In my favorite episode so far, the leader of the women's organization has learned their group is to be inspected. She is terrified; their attendance is down, the organization is eschewed by most (not all) of the town's younger women, and protocols aren't always followed. She calls an emergency meeting to help organize the meeting at night which will be inspected, but she is interrupted because an older gentleman in town, widower to a former Guild member, has been letting himself and his house go, and the women rally to clean his home and provide him with some food and other comforts.

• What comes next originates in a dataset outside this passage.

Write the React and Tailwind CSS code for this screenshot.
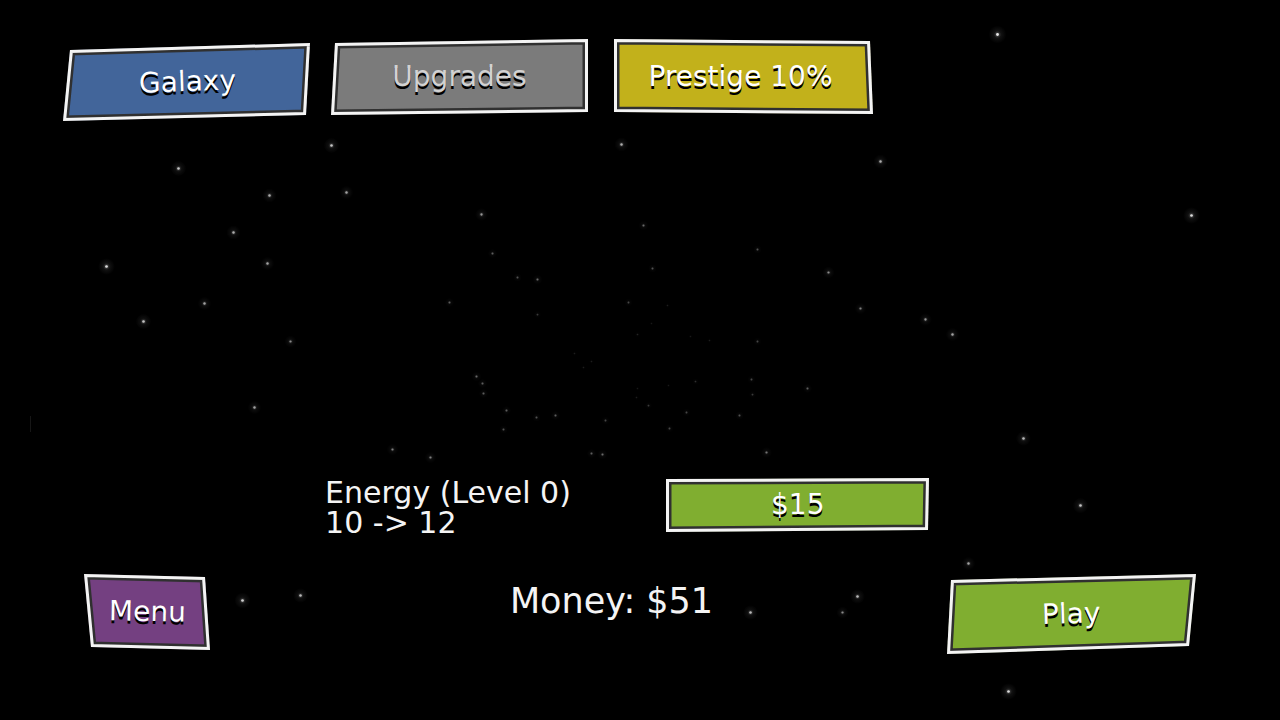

The obvious point: yes, of course the organization deserves to survive, and will survive--but to care for each other and friends, and not to fill a niche in a hierarchy or supply the high members with regalia and pomp. An American sitcom would have had a whole scene in which that point was beaten by 15 rocks, probably flung by a precocious child (because apparently everyone in America older than 28 is an idiot, to hear our television tell it).

Anyway, Clatterford's not what I thought it was going to be. And I'm glad.

4. Read more in the Oppenheimer biography. We're actually at Los Alamos now, so it's more interesting; he had been told he'd have to give up all his Communist and other leftist connections to lead the Manhattan Project, and he did. There are incidents here and there, but when they're the exception and not the litany, they're interesting. I'm still not convinced I'm going to finish it (I finish almost everything I read because I find most things interesting, but if I don't find something interesting, I grant myself dispensation and move on), but I'll get as far as I can by the luncheon on Wednesday and see whether I feel like reading further.

5. Got my draenei warrior to level 23. This including her finishing the Bloodmyst quests, so that was really cool. I also got her her first polearm. I couldn't be prouder.

6. I haven't played the BigFish Game for today yet; it looks like a business simulator, and I usually enjoy those. I've downloaded it. I'll see if I can get it played tomorrow.